For the new Gates agenda, the Young Invincibles group is being enlisted as marketers. In 2015, the group wrote a letter to Arne Duncan expressing support for the largely Gates and Lumina funded eight or nine-member Postsecondary Data Collaborative. This letter supplemented one sent by the Postsecondary Data Collaborative at about the same time.
These moves and many others I am documenting are overt attempts at philanthrogovernance. The goal is to preempt public discussion on major changes in federal policy and beef up data gathering using the same shame and blame tactics to eliminate any postsecondary education program without proven market value. Coincidentally, the Postsecondary initiatives from foundations would kill academic freedom in public higher education. You can see the 2015, letters to Arne Duncan indicating part of the agenda. The agenda is still active even though he is gone. http://www.ihep.org/sites/default/files/uploads/docs/press/postsecondary_data_collaborative_-_college_ratings_comments.pdf
or this http://younginvincibles.org/wp-content/uploads/2015/02/PIRS-comments-Final.pdf
For a small indication of the still active agenda, see how the US Census is being coopted for the Foundation-led initiative here: http://www.workforcedqc.org/news/blog/census-helps-chart-new-territory-grad-earnings
At a minimum, your analysis deserves a Ravitch post.
Would the AAUP, Inside Higher Ed, and the Chronicle of Higher Education be receptive audiences, if the info was sent to them?

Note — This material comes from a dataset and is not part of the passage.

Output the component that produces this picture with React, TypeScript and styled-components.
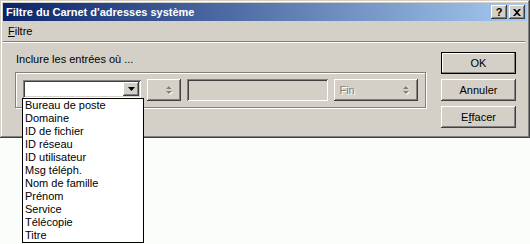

Now that my district is moving toward common core and implementing a curriculum called Wonders in K-5 my Kinder and first grade students have not had one opportunity to hold/look at/discover/investigate a single picture book. They have not had the experience of enjoying a book in my classroom after 6 weeks of school. Everything is “scripted” and “virtual” and all contact with so called literature is via the computer. I am sickened by the direction we are going. Very sick, very very sick. Is this a form of child neglect to deprive children of hands on interactions with books in their classroom? Can I even call my self a teacher anymore? What in gods name are we doing?